Another part is due to the leeway given by at least one regulator, which feared not every player had been obsessive enough. ESMA gave firms an extra six months to assign the unique identifier numbers all parties to trades are required to have under MiFID 2. Also, though 17 EU members states had not yet turned MiFID 2 into national law, trading was allowed to continue there. Expect give and take like this between regulators and the industry to continue for some time.

There is at least one potential point of worry. It appears little trading has so far moved from dark pools onto public exchanges. One estimate puts the amount of daily shares traded in the EU on dark pools at 45% of total volume—no one’s idea of transparency. ESMA delayed putting MiFID 2’s dark-pool equity caps officially into place as it tried to figure out exactly which stocks would be affected and which wouldn’t. But there are also concerns banks and brokers are already trying to find workarounds.

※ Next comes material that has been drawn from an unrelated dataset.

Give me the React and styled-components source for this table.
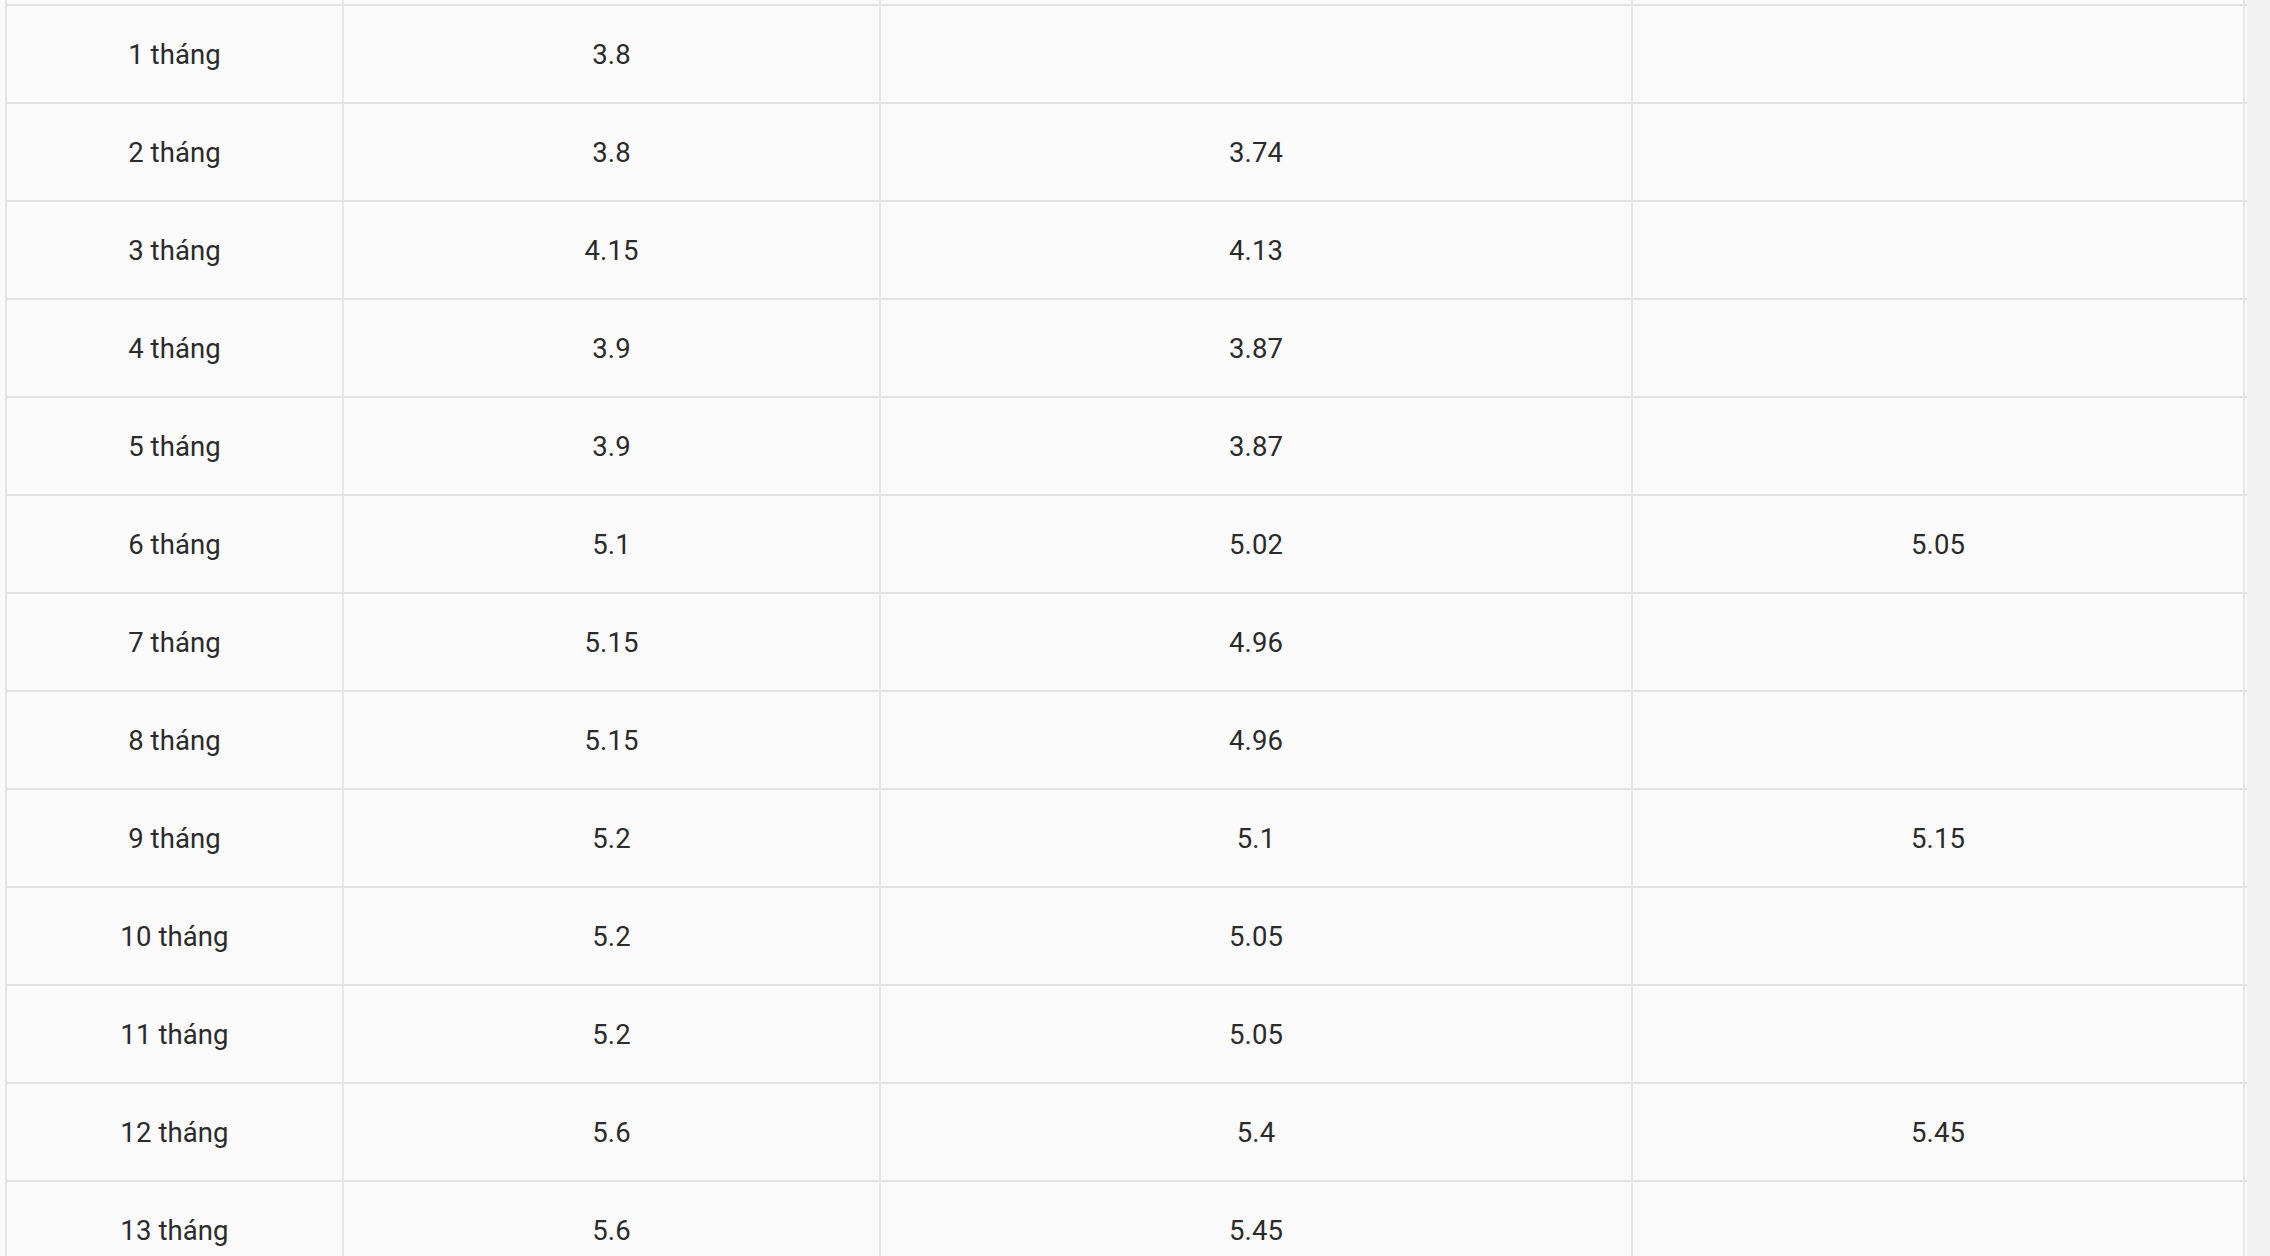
import React from 'react'
import styled, {createGlobalStyle} from 'styled-components'

const rates = [
  ['1 tháng', '3.8', '', ''],
  ['2 tháng', '3.8', '3.74', ''],
  ['3 tháng', '4.15', '4.13', ''],
  ['4 tháng', '3.9', '3.87', ''],
  ['5 tháng', '3.9', '3.87', ''],
  ['6 tháng', '5.1', '5.02', '5.05'],
  ['7 tháng', '5.15', '4.96', ''],
  ['8 tháng', '5.15', '4.96', ''],
  ['9 tháng', '5.2', '5.1', '5.15'],
  ['10 tháng', '5.2', '5.05', ''],
  ['11 tháng', '5.2', '5.05', ''],
  ['12 tháng', '5.6', '5.4', '5.45'],
  ['13 tháng', '5.6', '5.45', ''],
]

const GlobalStyle = createGlobalStyle`
  html, body {
    margin: 0;
    padding: 0;
    background: #f3f3f3;
    overflow: hidden;
  }
  body {
    font-family: Roboto, 'Liberation Sans', sans-serif;
  }
`

const Page = styled.div`
  width: 2270px;
  height: 1256px;
  overflow: hidden;
  background: linear-gradient(to right, #f9f9f9 0, #f9f9f9 2245px, #f2f2f2 2245px);
`

const Table = styled.div`
  margin-left: 5px;
  width: 2240px;
  border-left: 2px solid #e4e4e4;
  background: #fafafa;
`

const Row = styled.div`
  display: grid;
  grid-template-columns: 337px 537px 752px 612px;
  height: ${p => (p.$stub ? '4px' : '98px')};
  box-sizing: border-box;
  border-top: ${p => (p.$stub ? 'none' : '2px solid #e2e2e2')};
  overflow: hidden;
`

const Cell = styled.div`
  display: flex;
  align-items: center;
  justify-content: center;
  border-right: 2px solid #e6e6e6;
  font-size: 27.5px;
  color: #2b2b2b;
  letter-spacing: 0.1px;
`

export default function App() {
  return (
    <Page>
      <GlobalStyle/>
      <Table>
        <Row $stub>
          <Cell/><Cell/><Cell/><Cell/>
        </Row>
        {rates.map(r => (
          <Row key={r[0]}>
            {r.map((v, i) => <Cell key={i}>{v}</Cell>)}
          </Row>
        ))}
      </Table>
    </Page>
  )
}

A stated goal of MIFID 2 was to restore investor confidence after the financial crisis, where machinations and plain-old poor decision making behind the scenes led to the greatest economic mayhem since the Great Depression. But MiFID 2 is very new, and it’s too early to make any judgments on the state of its implementation, or make accusations that any players are acting in bad faith. MiFID 2 may be crashing the party, but so far it’s not crashing any markets. That’s a good start.